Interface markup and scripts
------------------------------------------------------------------------

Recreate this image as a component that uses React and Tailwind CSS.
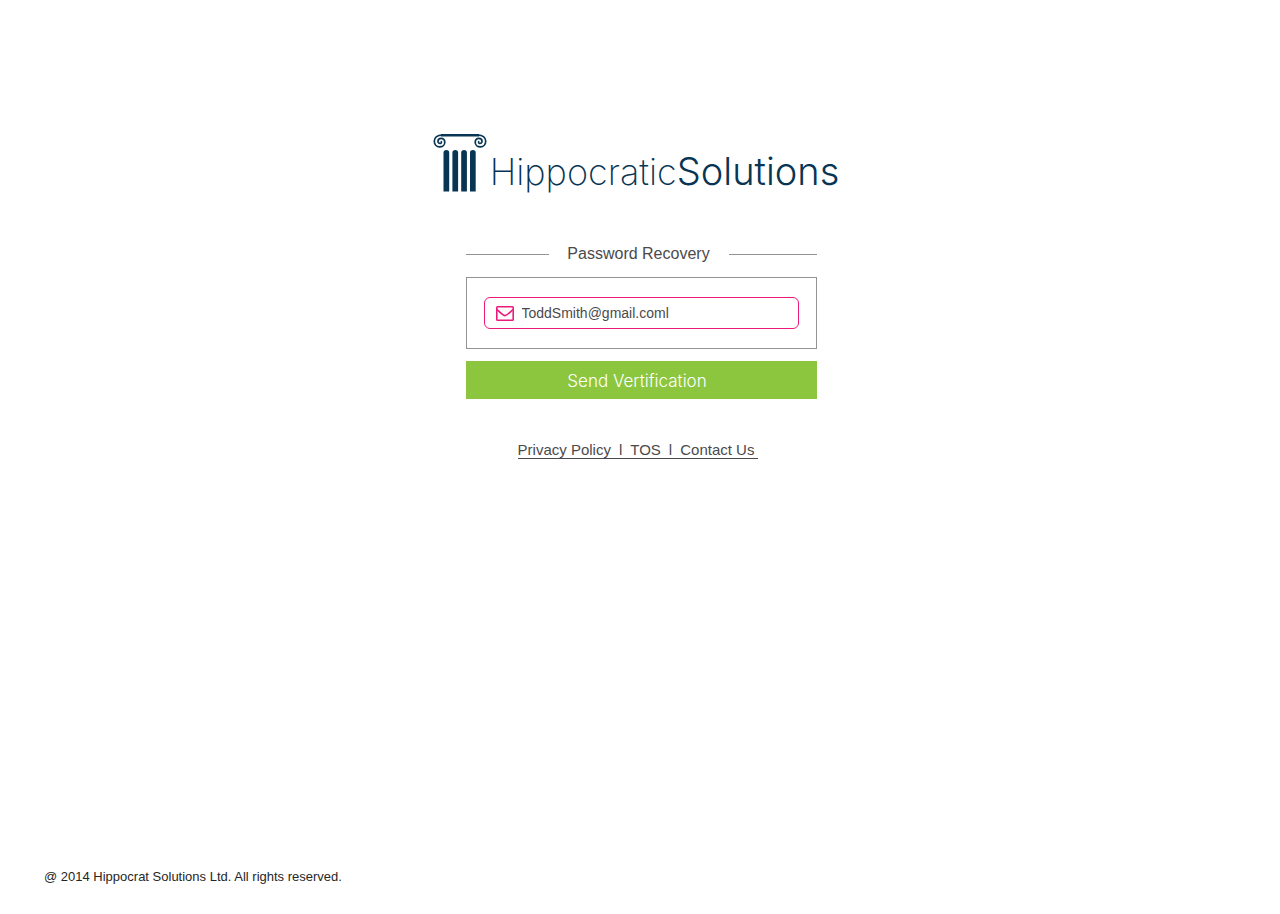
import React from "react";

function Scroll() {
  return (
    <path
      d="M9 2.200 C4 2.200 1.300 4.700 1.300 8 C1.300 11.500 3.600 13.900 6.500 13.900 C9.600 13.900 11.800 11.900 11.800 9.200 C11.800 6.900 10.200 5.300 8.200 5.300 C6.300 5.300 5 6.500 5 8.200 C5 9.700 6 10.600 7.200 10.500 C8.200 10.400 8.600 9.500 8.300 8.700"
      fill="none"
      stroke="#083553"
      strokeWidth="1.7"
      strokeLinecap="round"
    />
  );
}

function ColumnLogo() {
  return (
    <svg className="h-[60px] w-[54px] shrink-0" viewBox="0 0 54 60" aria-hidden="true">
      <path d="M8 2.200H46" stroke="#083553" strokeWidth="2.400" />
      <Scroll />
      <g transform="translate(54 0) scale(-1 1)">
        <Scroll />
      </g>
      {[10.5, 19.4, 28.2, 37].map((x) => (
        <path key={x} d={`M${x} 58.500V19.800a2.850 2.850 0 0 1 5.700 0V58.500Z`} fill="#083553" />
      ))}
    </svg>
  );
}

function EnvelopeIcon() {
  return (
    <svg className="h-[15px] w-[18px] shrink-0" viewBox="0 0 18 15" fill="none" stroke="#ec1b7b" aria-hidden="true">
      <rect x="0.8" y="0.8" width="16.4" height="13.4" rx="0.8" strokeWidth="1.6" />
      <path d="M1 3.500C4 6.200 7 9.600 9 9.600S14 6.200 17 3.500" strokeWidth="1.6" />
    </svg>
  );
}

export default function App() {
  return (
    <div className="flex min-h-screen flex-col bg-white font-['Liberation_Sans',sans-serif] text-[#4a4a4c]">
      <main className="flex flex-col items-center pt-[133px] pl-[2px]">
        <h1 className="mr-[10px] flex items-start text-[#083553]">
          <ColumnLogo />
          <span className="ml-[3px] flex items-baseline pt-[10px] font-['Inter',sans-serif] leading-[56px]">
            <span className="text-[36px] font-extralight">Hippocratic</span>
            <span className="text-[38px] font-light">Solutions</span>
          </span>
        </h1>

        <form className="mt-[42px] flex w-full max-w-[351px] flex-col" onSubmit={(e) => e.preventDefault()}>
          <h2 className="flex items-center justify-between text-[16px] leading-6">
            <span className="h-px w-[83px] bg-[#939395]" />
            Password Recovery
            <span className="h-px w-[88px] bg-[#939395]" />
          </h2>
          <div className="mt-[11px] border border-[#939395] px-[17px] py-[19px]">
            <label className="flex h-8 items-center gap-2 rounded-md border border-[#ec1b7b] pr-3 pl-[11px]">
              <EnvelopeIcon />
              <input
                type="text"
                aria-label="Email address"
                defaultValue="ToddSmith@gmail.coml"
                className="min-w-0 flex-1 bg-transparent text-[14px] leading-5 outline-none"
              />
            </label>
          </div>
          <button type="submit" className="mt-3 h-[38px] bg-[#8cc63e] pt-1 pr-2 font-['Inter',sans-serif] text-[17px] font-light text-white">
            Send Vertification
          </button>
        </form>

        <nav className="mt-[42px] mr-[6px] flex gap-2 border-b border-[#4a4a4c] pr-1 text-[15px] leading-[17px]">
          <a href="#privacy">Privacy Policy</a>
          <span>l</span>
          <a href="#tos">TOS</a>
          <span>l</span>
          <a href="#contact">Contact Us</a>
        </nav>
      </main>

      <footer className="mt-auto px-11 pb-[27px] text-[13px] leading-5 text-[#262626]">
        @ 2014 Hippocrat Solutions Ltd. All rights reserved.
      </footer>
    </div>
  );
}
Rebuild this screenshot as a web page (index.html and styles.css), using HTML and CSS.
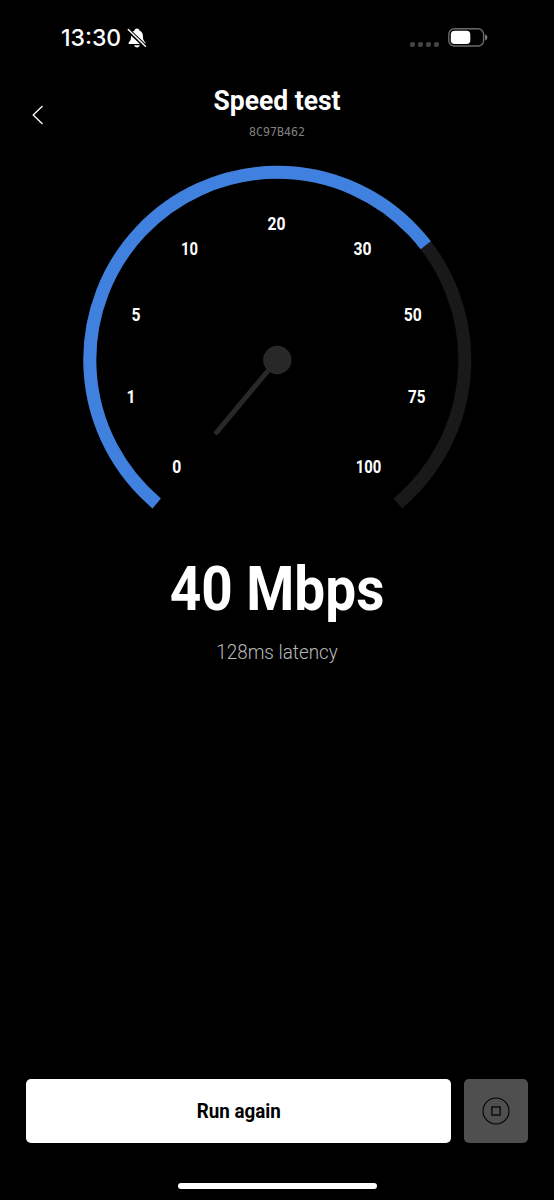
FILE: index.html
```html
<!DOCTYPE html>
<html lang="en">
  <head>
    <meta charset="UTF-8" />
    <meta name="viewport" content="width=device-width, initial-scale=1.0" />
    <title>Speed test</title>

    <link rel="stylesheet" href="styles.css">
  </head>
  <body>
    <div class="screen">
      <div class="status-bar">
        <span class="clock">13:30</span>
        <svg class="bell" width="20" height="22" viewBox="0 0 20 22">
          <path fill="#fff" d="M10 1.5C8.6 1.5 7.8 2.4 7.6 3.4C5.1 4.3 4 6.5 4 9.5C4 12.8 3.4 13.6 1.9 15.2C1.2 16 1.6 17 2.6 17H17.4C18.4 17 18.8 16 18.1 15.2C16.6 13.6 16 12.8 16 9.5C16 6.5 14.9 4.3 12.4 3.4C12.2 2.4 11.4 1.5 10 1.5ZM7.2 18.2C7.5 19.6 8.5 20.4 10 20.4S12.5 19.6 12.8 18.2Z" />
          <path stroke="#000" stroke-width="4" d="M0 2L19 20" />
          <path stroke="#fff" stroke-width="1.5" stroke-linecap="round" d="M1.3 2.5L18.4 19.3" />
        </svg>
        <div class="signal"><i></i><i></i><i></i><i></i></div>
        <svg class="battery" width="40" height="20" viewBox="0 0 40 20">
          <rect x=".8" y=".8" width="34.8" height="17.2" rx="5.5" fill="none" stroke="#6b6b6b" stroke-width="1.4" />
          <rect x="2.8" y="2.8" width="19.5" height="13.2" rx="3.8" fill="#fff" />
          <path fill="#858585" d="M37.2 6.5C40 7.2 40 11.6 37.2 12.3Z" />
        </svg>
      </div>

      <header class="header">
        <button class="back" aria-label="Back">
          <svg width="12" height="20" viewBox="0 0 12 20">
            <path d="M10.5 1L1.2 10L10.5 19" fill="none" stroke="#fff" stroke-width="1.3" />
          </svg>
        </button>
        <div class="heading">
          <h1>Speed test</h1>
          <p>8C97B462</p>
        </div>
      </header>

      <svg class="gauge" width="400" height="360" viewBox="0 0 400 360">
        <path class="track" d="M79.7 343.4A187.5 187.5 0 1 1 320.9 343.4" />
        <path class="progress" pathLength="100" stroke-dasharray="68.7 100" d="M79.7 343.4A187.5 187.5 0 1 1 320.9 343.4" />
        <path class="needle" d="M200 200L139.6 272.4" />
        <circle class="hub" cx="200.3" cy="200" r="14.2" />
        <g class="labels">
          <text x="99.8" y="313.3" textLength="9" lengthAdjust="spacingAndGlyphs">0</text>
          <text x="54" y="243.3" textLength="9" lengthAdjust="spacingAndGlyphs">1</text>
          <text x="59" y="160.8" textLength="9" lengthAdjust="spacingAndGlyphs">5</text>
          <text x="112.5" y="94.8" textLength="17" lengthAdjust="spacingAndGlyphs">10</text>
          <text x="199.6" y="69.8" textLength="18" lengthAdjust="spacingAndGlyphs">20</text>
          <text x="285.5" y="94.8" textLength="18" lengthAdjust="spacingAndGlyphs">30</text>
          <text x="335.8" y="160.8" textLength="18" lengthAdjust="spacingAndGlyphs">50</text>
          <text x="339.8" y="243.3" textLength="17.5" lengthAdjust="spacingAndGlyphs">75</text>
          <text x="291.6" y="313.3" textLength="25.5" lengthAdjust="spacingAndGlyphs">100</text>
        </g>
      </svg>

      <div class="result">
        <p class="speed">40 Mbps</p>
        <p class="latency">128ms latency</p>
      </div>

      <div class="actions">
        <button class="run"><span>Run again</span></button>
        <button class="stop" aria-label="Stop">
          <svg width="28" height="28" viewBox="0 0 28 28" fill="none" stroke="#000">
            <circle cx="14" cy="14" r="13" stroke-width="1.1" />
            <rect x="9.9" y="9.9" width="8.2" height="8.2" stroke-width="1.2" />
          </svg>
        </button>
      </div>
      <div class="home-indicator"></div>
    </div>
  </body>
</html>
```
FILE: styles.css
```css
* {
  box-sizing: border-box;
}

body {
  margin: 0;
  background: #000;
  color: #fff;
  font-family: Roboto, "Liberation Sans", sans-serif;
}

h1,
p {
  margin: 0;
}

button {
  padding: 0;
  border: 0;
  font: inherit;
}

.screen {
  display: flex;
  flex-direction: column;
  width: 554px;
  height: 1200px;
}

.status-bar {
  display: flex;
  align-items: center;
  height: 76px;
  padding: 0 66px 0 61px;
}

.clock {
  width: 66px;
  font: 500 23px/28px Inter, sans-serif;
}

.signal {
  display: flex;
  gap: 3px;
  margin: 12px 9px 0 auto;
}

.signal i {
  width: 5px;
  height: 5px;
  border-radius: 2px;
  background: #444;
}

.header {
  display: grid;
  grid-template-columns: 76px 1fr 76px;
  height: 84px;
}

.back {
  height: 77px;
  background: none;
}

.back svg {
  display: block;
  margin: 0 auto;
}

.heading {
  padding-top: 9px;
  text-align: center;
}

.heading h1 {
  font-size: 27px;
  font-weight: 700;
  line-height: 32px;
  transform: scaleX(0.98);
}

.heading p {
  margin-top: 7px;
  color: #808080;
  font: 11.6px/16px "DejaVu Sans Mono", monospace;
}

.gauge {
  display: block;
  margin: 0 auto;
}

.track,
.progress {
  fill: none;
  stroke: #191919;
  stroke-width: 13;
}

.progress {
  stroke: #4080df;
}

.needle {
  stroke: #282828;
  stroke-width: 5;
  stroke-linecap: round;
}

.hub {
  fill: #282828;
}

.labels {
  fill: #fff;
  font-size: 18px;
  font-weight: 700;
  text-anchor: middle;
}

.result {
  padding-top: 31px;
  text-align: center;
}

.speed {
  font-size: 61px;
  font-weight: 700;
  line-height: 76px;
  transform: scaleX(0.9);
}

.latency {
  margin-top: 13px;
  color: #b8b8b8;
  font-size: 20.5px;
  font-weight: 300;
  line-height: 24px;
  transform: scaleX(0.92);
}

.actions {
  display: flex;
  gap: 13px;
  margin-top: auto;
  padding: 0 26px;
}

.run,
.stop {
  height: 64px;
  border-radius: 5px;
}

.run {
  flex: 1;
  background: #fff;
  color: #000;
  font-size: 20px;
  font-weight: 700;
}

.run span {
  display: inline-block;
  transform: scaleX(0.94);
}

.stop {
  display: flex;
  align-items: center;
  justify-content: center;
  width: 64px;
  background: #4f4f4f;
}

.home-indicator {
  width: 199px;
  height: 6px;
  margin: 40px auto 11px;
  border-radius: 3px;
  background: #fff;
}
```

------------------------------------------------------------------------

What to do — Only the lines from the start of the records to the line with "import React from" belong in the copy. Print them exactly, minus pictures.

Solution for this problem —
Recreate this image as a component that uses React and Tailwind CSS.
import React from "react";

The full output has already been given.